Days before the presidential election, the Denver Guardian reported that one of the FBI agents investigating Hillary Clinton's use of private e-mail had been found dead alongside his wife in an apparent murder-suicide. The website claimed that the agent, 45-year-old Michael Brown, shot and killed his wife before setting fire to their home in Walkerville, Maryland, and turning the gun on himself. It went on to suggest that the murder-suicide was in fact a "hit job" – that is, an assassination – organised by the Clintons themselves.

Denver Guardian fake FBI assassination
The website suggested that the Clintons had an FBI agent assassinated Denver Guardian

This news story is entirely fabricated. There is no Walkerville (it's Walkersville, for the record), and while the Denver Guardian claims to be "Denver's oldest news source," the fake news website was only set up in 2016.

3. Donald Trump won the popular vote

On 14 November, blog 70news claimed that Donald Trump had won the popular vote after receiving 62,972,226 votes to Hillary Clinton's 62,277,750. The website cited "Twitter posts" as its sources, specifically a user by the name of Michael, who posted the figures on social media without providing a source of his own.

In fact, the current popular vote count sees Hillary Clinton with 61.8 million votes compared to Trump's 60.9 million.

4. Kurt Cobain predicted a Trump victory

An image posted to a pro-Trump Facebook page in July suggested that late Nirvana frontman Kurt Cobain predicted that Trump would end up as US president. The image was captioned with a supposed quote by the singer made in 1993, reading: "In the end I believe my generation will surprise everyone. We already know that both political parties are playing both sides from the middle and we'll elect a true outsider when we fully mature.

"I wouldn't be surprised if it's not a business tycoon who can't be bought and who does what's right for the people.

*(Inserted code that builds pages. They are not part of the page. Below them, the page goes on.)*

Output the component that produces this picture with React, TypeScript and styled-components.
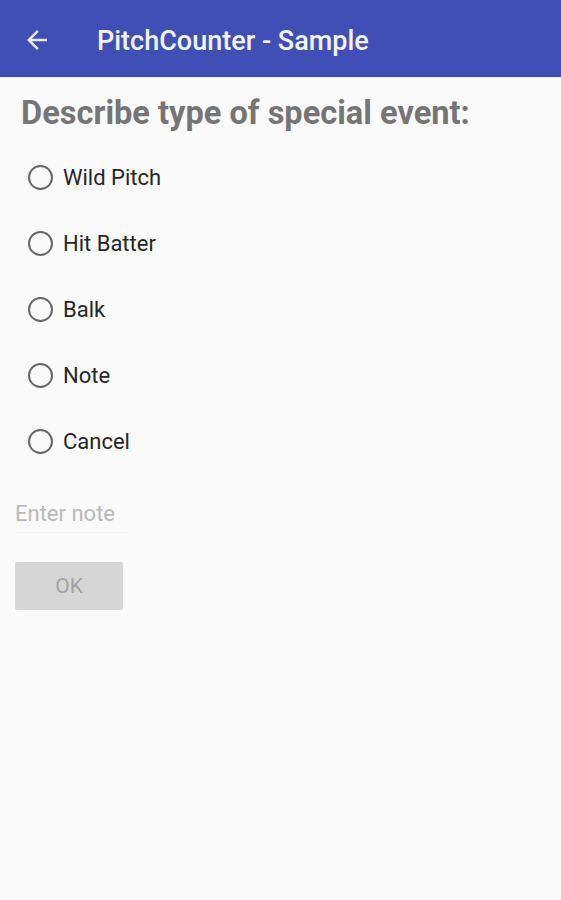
import { useState } from 'react'
import styled, { createGlobalStyle } from 'styled-components'

const GlobalStyle = createGlobalStyle`
  html, body {
    margin: 0;
    padding: 0;
    background: #fafafa;
    font-family: Roboto, "Noto Sans", sans-serif;
  }
`

const options = ['Wild Pitch', 'Hit Batter', 'Balk', 'Note', 'Cancel']

export default function App() {
  const [selected, setSelected] = useState<string | null>(null)
  const [note, setNote] = useState('')

  return (
    <Page>
      <GlobalStyle />
      <AppBar>
        <BackButton type="button" aria-label="back">
          <svg viewBox="0 0 24 24">
            <path d="M20 11H7.83l5.59-5.59L12 4l-8 8 8 8 1.41-1.41L7.83 13H20v-2z" fill="#e8eaf6" />
          </svg>
        </BackButton>
        <Title>PitchCounter - Sample</Title>
      </AppBar>
      <Content>
        <Heading>Describe type of special event:</Heading>
        <RadioList>
          {options.map((o) => (
            <RadioRow key={o} onClick={() => setSelected(o)}>
              <RadioCircle checked={selected === o} />
              <RadioLabel>{o}</RadioLabel>
            </RadioRow>
          ))}
        </RadioList>
        <NoteInput
          placeholder="Enter note"
          value={note}
          onChange={(e) => setNote(e.target.value)}
        />
        <OkButton type="button" disabled>
          OK
        </OkButton>
      </Content>
    </Page>
  )
}

const Page = styled.div`
  min-height: 900px;
  background: #fafafa;
`

const AppBar = styled.div`
  height: 77px;
  background: #3f4fb5;
  display: flex;
  align-items: center;
  padding-left: 22px;
  box-sizing: border-box;
`

const BackButton = styled.button`
  border: none;
  background: none;
  padding: 0;
  width: 30px;
  height: 30px;
  display: flex;
  align-items: center;
  justify-content: center;
  margin-right: 45px;
  margin-top: 2px;
  svg {
    width: 30px;
    height: 30px;
  }
`

const Title = styled.div`
  color: #f3f4fb;
  font-size: 27px;
  font-weight: 500;
  margin-top: 5px;
`

const Content = styled.div`
  padding-top: 12px;
`

const Heading = styled.div`
  color: #757575;
  font-size: 32.6px;
  font-weight: 700;
  margin-left: 21px;
  line-height: 48px;
`

const RadioList = styled.div`
  display: flex;
  flex-direction: column;
  margin-top: 7px;
  padding-left: 28px;
`

const RadioRow = styled.div`
  display: flex;
  align-items: center;
  height: 66px;
  cursor: pointer;
`

const RadioCircle = styled.span<{ checked: boolean }>`
  width: 21px;
  height: 21px;
  border-radius: 50%;
  border: 2.5px solid ${(p) => (p.checked ? '#3f51b5' : '#676767')};
  box-shadow: inset 0 0 0 ${(p) => (p.checked ? '4px #fafafa' : '0 transparent')};
  background: ${(p) => (p.checked ? '#3f51b5' : 'transparent')};
  flex-shrink: 0;
`

const RadioLabel = styled.span`
  margin-left: 10px;
  font-size: 22px;
  color: #262626;
`

const NoteInput = styled.input`
  display: block;
  margin: 25px 0 0 15px;
  width: 112px;
  border: none;
  border-bottom: 1px solid #f0f0f0;
  background: transparent;
  font-family: Roboto, "Noto Sans", sans-serif;
  font-size: 22px;
  padding: 2px 0 6px 0;
  color: #262626;
  outline: none;
  &::placeholder {
    color: #b9b9b9;
  }
`

const OkButton = styled.button`
  display: flex;
  align-items: center;
  justify-content: center;
  margin: 29px 0 0 15px;
  width: 108px;
  height: 48px;
  border: none;
  border-radius: 2px;
  background: #d6d6d6;
  color: #a3a3a3;
  font-family: Roboto, "Noto Sans", sans-serif;
  font-size: 21px;
  font-weight: 400;
`
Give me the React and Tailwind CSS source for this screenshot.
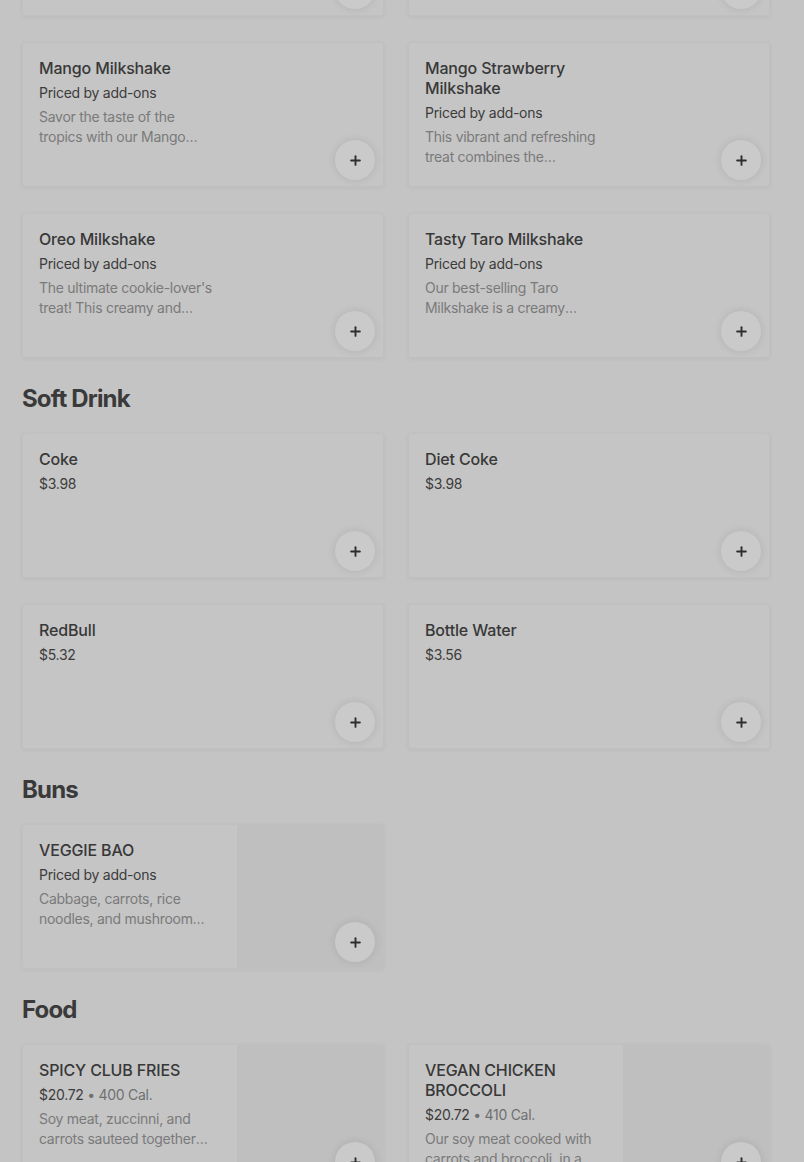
import { Plus } from "lucide-react";

const topRow = [
  { name: "Chocolate Milkshake", price: "Priced by add-ons", desc: "Rich and creamy chocolate blended to perfection" },
  { name: "Coffee Milkshake", price: "Priced by add-ons", desc: "Smooth coffee flavor blended with ice cream" },
];

const milkshakes = [
  { name: "Mango Milkshake", price: "Priced by add-ons", desc: "Savor the taste of the tropics with our Mango Milkshake" },
  { name: "Mango Strawberry Milkshake", price: "Priced by add-ons", desc: "This vibrant and refreshing treat combines the sweetness of mango" },
  { name: "Oreo Milkshake", price: "Priced by add-ons", desc: "The ultimate cookie-lover's treat! This creamy and crunchy shake" },
  { name: "Tasty Taro Milkshake", price: "Priced by add-ons", desc: "Our best-selling Taro Milkshake is a creamy delightful drink" },
];

const sections = [
  {
    title: "Soft Drink",
    items: [
      { name: "Coke", amount: "$3.98" },
      { name: "Diet Coke", amount: "$3.98" },
      { name: "RedBull", amount: "$5.32" },
      { name: "Bottle Water", amount: "$3.56" },
    ],
  },
  {
    title: "Buns",
    items: [
      { name: "VEGGIE BAO", price: "Priced by add-ons", desc: "Cabbage, carrots, rice noodles, and mushroom wrapped in a soft bun", image: true },
    ],
  },
  {
    title: "Food",
    items: [
      { name: "SPICY CLUB FRIES", amount: "$20.72", cal: "400 Cal.", desc: "Soy meat, zuccinni, and carrots sauteed together with spices", image: true },
      { name: "VEGAN CHICKEN BROCCOLI", amount: "$20.72", cal: "410 Cal.", desc: "Our soy meat cooked with carrots and broccoli, in a savory sauce", image: true },
    ],
  },
];

const ItemCard = ({ item }) => (
  <div className="relative flex h-[145px] overflow-hidden rounded-[3px] border border-[#c0c0c0] bg-[#c5c5c5] shadow-[0_1px_4px_rgba(0,0,0,0.05)]">
    <div className="w-[214px] shrink-0 pl-4 pr-[22px] pt-[15px]">
      <h3 className="text-[16px] font-medium leading-5 tracking-[-0.01em] text-[#383838]">{item.name}</h3>
      {item.price && (
        <p className="mt-[5px] text-[14px] leading-5 tracking-[-0.02em] text-[#3c3c3c]">{item.price}</p>
      )}
      {item.amount && (
        <p className="mt-[5px] text-[14px] leading-5 tracking-[-0.02em] text-[#3c3c3c]">
          {item.amount}
          {item.cal && <span className="text-[#707070]"> • {item.cal}</span>}
        </p>
      )}
      {item.desc && (
        <p className="mt-1 line-clamp-2 text-[14px] leading-5 tracking-[-0.02em] text-[#7a7a7a]">{item.desc}</p>
      )}
    </div>
    {item.image && <div className="flex-1 bg-[#bfbfbf]" />}
    <button className="absolute bottom-[6px] right-2 flex h-10 w-10 items-center justify-center rounded-full bg-[#cacaca] text-[#2e2e2e] shadow-[0_0_8px_rgba(0,0,0,0.1)]">
      <Plus size={15} strokeWidth={3} />
    </button>
  </div>
);

export default function App() {
  return (
    <div
      className="min-h-screen overflow-hidden bg-[#c4c4c4] pl-[22px]"
      style={{ fontFamily: "Inter, 'Noto Sans', sans-serif" }}
    >
      <div className="w-[748px]">
        <div className="-mt-[129px] grid grid-cols-2 gap-x-6 gap-y-[26px]">
          {topRow.map((item) => (
            <ItemCard key={item.name} item={item} />
          ))}
          {milkshakes.map((item) => (
            <ItemCard key={item.name} item={item} />
          ))}
        </div>
        {sections.map((section) => (
          <section key={section.title}>
            <h2 className="mt-[25px] mb-[18px] text-[24px] font-bold leading-8 tracking-[-0.035em] text-[#3a3a3a]">
              {section.title}
            </h2>
            <div className="grid grid-cols-2 gap-x-6 gap-y-[26px]">
              {section.items.map((item) => (
                <ItemCard key={item.name} item={item} />
              ))}
            </div>
          </section>
        ))}
      </div>
    </div>
  );
}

Someone like Donald Trump as crazy as that sounds."

Other than there being absolutely no record of Cobain ever making such a statement, the misspelling of "Kurt" as "Curt" should also have been an immediate alarm bell.

5. Denzel Washington endorsed Trump

Several "news websites" reported that Hollywood actor Denzel Washington had thrown his weight behind Donald Trump's presidency after labelling Obama's agenda "anti-Christian". The story originated from AmericaNews24, a clearly hastily-slapped together website with no contact details and little in the way of actual news at all.

Of Trump, the actor allegedly said: "We need more and more jobs. Unemployment is way up here. He's hired more employees, more people, than anyone I know in the world...I believe in him first of all because he's a businessman. I think jobs are badly needed."

These words can in fact be accredited to Charles Evers, brother of late civil rights activist Medgar Evers, in a March interview with the New York Post.